Tell you what, this fashion for pre-damaged guitars has been a godsend for clumsy reviewers. You can drop them, bang them against doorframes, spill concentrated sulphuric acid all over them… and when the time comes to send them back, nobody minds!
Now obviously we’re not in the habit of mistreating instruments here at G&B – heavens, no – but you could argue that the trend is a godsend for clumsy owners, too.
Fender first applied the relic tactic to its Mexican-built range with the Road Worn models of two years ago, and now they’ve combined that philosophy with the more modern specs of the Classic Players to come up with the Road Worn Player range, comprising this HSS (humbucker/single/single) model plus a conventional Strat and a Tele with neck humbucker.
This Strat has been given a fairly convincing hammering. Most obvious is the strip of bare alder imitating forearm wear along the top; there are more scrapes and dents all around the body, plus some subtle nibbling around the headstock (do they hire real gerbils to do this?) while the rosewood board has a distinctly faded look.
The gleam of newness has been taken off everything, including the heavily-tarnished saddles and pickup polepieces – except on the bought-in humbucker, although even there Mr Duncan’s name has been scuffed away at the edges. Perhaps the most impressive touch is the edging of the three-ply scratchplate, which is not so much ‘white’ as ‘bottom of a skip’.
The silver/black/rosewood colour combo won’t be to everyone’s taste but this guitar has been well put together, as we’ve now come to expect from Mexican Fenders. Factory action is on the high side, but you wouldn’t want to go much lower with a 9.5" fretboard radius and overall it’s a nice player, with medium jumbo frets on a C-profile neck.
Here’s one area where the relic-ing has a direct effect on playability: the poly finish on the back of the neck has been ‘distressed’ to the point where it feels almost rough, and it’s surprisingly nice to play. The joins between worn and unworn areas do look rather abrupt up close, though.

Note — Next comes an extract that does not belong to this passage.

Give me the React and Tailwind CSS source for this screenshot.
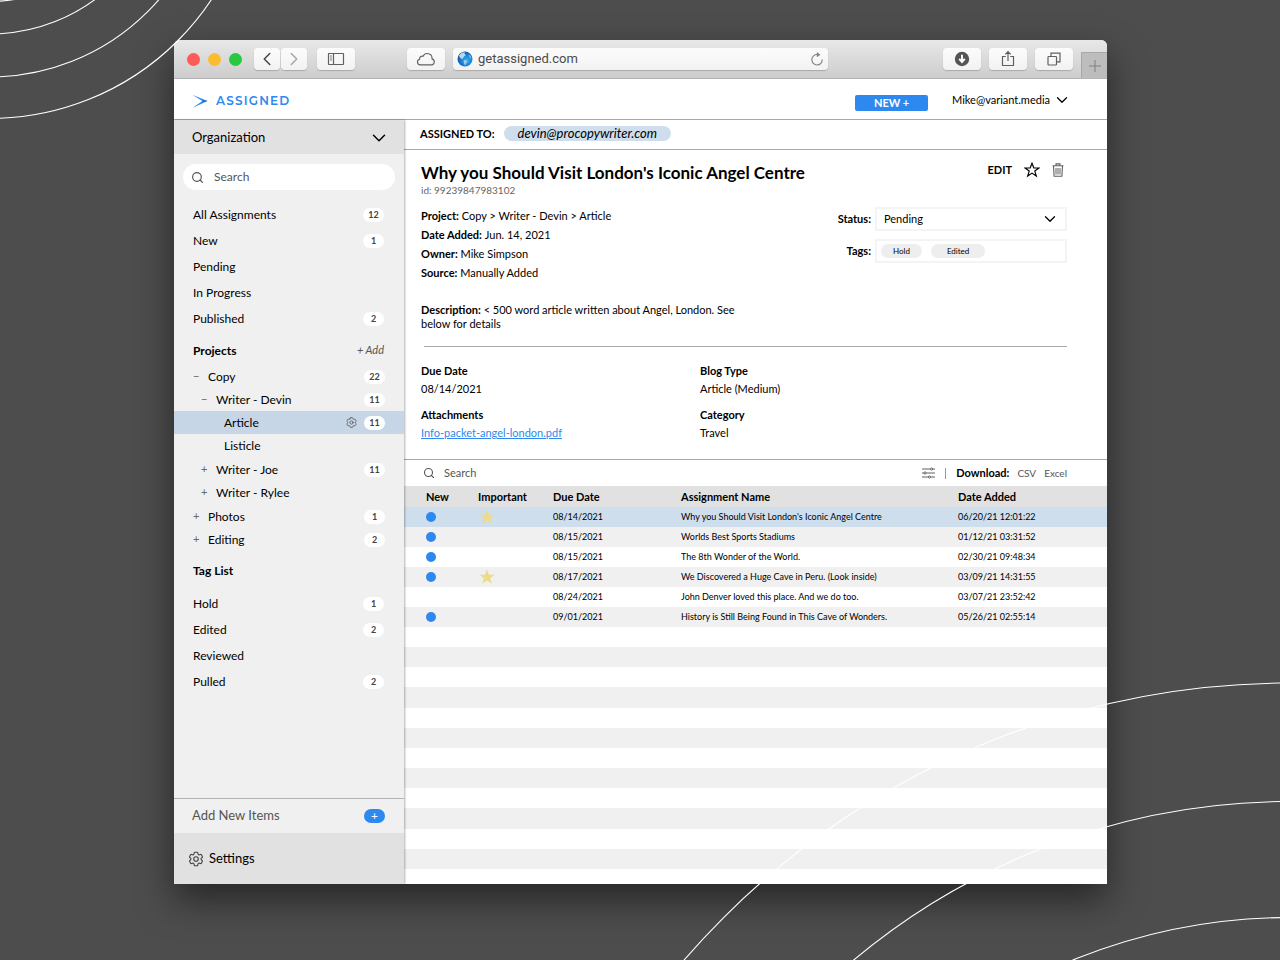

Clang! There’s not a lot of warmth in this Strat’s acoustic voice, but plenty of midrange projection; well, you can’t blame Fender for keeping their more sophisticated-sounding timber stocks for the more traditional American models. It doesn’t make this a bad guitar, but it does suggest that ultra-smooth SRV tones might be a struggle.
Plugging into a clean Fender amp and moving through the five pickup settings from neck to bridge, we start with a bright and snappy sound that gets a whole lot more useable once you’ve backed off a notch or three on the tone control.
In position 2 the pick attack can be even more piercing if you’re not careful, but it’s a pleasingly articulate rendering of the familiar out-of-phase cluck. The middle pickup on its own brings more middly aggression into the picture, but now it’s the other tone control that needs to do a bit of taming – and that’s even more true when it’s mixed with the humbucker.
The reason for this becomes clear in position 5: the Seymour Duncan Pearly Gates Plus is one lively puppy. The extra bark is no more than you’d expect from a twin-coil unit, but if anything it’s brighter than the singles too.
This, it seems, is all down to the ‘Plus’. Unlike the standard Alnico II-based Pearly Gates, this Fender-specific version has an Alnico V magnet, which is often associated with a more sparkly output. Based on this frisky fella, we’re not about to argue.
Overall, it’s a disappointingly skinny-sounding guitar for clean chords and picking. Bear in mind, however, that the HSS concept was not invented by an old man playing bluegrass on his porch – this is a rock machine, and should be treated as such. In fact, it doesn’t take a whole heap of distortion to make it feel more at home.
The single-coil tones warm up nicely with a touch of overdrive, and it’s not difficult to keep those spiky overtones in check with the right amp/pedal combination. Sustain is decent, the five settings each have their own distinct voice and playing this thing suddenly becomes a much more rewarding experience. You’re still not going to warp the floorboards with low-end whoomph… but that’s what bass players are for, isn’t it?
Maxing out the gain on a British amp brings more joy, but by now you’ll be really glad of having that humbucker – switch to it once and you’ll likely never persuade yourself to switch back again. It’s loud and proud, and covers everything from power chords to searing solos with effortless grace.
Again, we’re not talking about Les Paul levels of fatness, but in the right context it’s a sound that will work well. Spare a thought also for the vintage-style vibrato, which is no string-flop-capable Floyd Rose but copes with hairy-handed abuse remarkably well for a unit that’s pretty much faithful to the original design of 1954.
Let’s not go through the whole relic debate again. If you think the fake scuffs and dings on this guitar are fundamentally silly, or worry that there’s too much fakery in the music world already, don’t worry – you’ve still got plenty of showroom-friendly gleamers to choose from.
If, on the other hand, you like your mojo ready-mixed, and are looking for an HSS Strat with a lightweight, cutting tone – and you’re ready to pay this kind of cash for a non-USA model – then the Road Worn Player might well be the one.